Tenders, Auctions & Contracts
• Austria’s OMV is looking forward to taking part in Iran’s oil and gas industry but before that it would need more details about the new International Petroleum Contract, promoted by the reformist government as a tool to attract vital foreign investment in the energy industry. However, according to OMV, there is not enough information about the contract and the company needs this information before making its investment decision. This would be a come-back for the Austrian company, which operated the Mehr block between 2001 and 2006, when sanctions came into force.
• Malaysia’s Petronas is looking for new LNG export opportunities in the regional Asian market, focusing on India, Japan, Pakistan, Bangladesh, and Southeast Asia. The company is in the process of closing deals with several buyers in the region. Also, Petronas sent the first cargo from its PFLNG Satu project to India, pinning special hopes on Asia’s third-largest economy, which is also the world’s fourth-largest LNG market.
• Eni has signed a preliminary contract with the Nigerian government for the construction of a $15-billion refinery in the Niger Delta. The facility will have a daily capacity of 150,000 barrels of crude and will also include a power plant. The value of the deal is uncharacteristically high for a project of this scale. To compare, Nigerian Dangote Group is building a 650,000-bpd refinery featuring a fertilizer and a petrochemical unit in Lagos for an investment of $9 billion.
Discovery & Development
• Repsol and Sinopec plan to pump up to 50,000 bpd in the North Sea under the Montrose Area Redevelopment project, which will link three untapped fields to the Montrose Alpha platform. The original operator of the platform, Canada’s Talisman Energy, ran into difficulties amid the oil price crash and eventually sold 49% in the project to Sinopec. The Canadian company was then bought by Repsol. The partnership now has 58.97% in the Montrose Area Redevelopment project, with the rest in the hands of Japan’s Marubeni.
• Suncor is preparing to launch a new oil sands project in Alberta with a production capacity of 160,000 bpd later this year. Construction of the Lewis project will probably start in 2024. Suncor plans it as an economical operation, where it will use electromagnetic heating and vaporized solvents to reduce the amount of energy and water needed for the extraction of the bitumen.
• The North Alexandria gas fields in Egypt that are operated by BP could boost the country’s overall output to 5.1 billion cu feet daily from the current 4.45 billion cu ft. Egypt has been eager to boost its gas output in a bid to become independent of imports within the next two years. The fields are part of BP’s West Nile Delta project, which comprises five offshore fields that should start yielding 1.5 billion cu ft daily by 2019.
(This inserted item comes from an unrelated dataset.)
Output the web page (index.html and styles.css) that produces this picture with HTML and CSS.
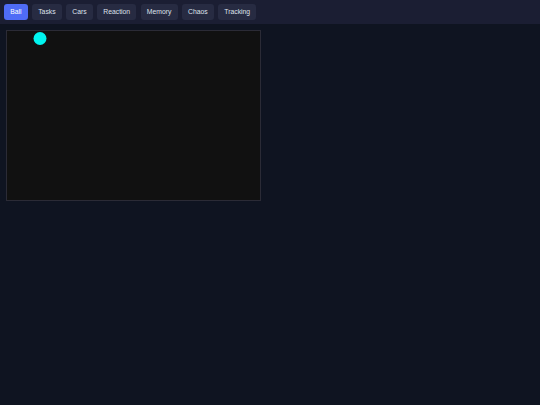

• Production from Iran’s South Azadegan field, shared with Iraq, is set to double by the end of March 2018 when Iran’s current fiscal year ends. Daily output should reach 160,000 bpd, an official from the company that operates the field, the Petroleum Engineering and Development Company, said. This will be the second major output boost at Azadegan, after last month it hit 80,000 bpd, up from an average 50,000 bpd for the last ten years, since production began.
• UK’s oil major BP said on Monday that together with its joint venture partner Kosmos, it had made a major gas discovery offshore Senegal off the West African coast. BP and U.S.-based Kosmos Energy commissioned the drilling of Yakaar-1 exploration well in the Cayar Offshore Profond block. Kosmos Energy estimates Yakaar-1 discovered a gross P mean gas resource of around 15 trillion cubic feet (Tcf), in-line with pre-drill expectations. Both BP and Kosmos believe that the Yakaar discovery, coupled with the Teranga discovery made last year, have enough resources to support the creation of another LNG hub in the basin. The gas discovery offshore Senegal adds to a crude oil discovery off the Senegalese coast made earlier this year by Australian exploration company FAR, which said that it had discovered more than 1.5 billion barrels of crude as a result of a 3D seismic study.
Regulatory Updates
• Colorado will tighten regulation on oil and gas wells across the state following the April explosion caused by a leaky underground pipeline that killed two people. The state’s governor has ordered inspections of all oil and gas pipelines that are in proximity to residential and other buildings. Oil companies have up to 60 days to locate and test those among their pipelines that are within 1,000 feet from buildings, map them and made this information public. There is already a draft law obligating energy companies to make this information public and it has passed a House committee but now it has to pass the full House and then the Senate. Energy industry groups and the Republicans in the Colorado parliament are against it.
• The Nigerian Senate will launch a probe into Chevron’s local operations following allegations that the oil giant was involved in tax fraud worth $4.926 billion. The announcement follows a petition from the CEO of a local company, George Uboh, which he submitted to the Senate last year. Uboh alleged Chevron had committed tax fraud but later withdrew from his petition, raising suspicions that he had struck a deal with the company he’d accused of wrongdoing.
• The U.S. Senate voted against the removal of a regulation approved by the Obama administration regarding the flaring, venting, and waste of methane on public lands. With 49 votes for the removal of the regulation and 51 votes against it, the proposal failed to save the oil and gas industry money that they will now have to spend on equipment that curbs methane emissions at oil and gas fields and infrastructure facilities. According to the previous administration, the regulation would cut the waste of natural gas by 41 billion cu ft annually and increase royalties for states and Native American communities by $330 million.
• Azerbaijan’s President Ilham Aliyev greenlighted a bill ratifying the risk-service contract on exploration and development in the Azerbaijani sector of the Caspian Sea. The offshore blocks include the Umid gas field and the promising Babek structure. The contract was signed between Azerbaijan’s state oil company SOCAR and SOCAR Umid Oil and Gas Ltd. Earlier, SOCAR President Rovnag Abdullayev said that this contract will be presented to financial institutions and companies, which can then join in financing the project. SOCAR announced the opening of the Umid field in 2010. According to the results of the drilling of the first exploration well, the volume of the field reserves hit over 200 billion cubic meters of gas and 40 million tons of condensate. Reserves of the Babek field may be 400 billion cubic meters of gas and 80 million tons of condensate.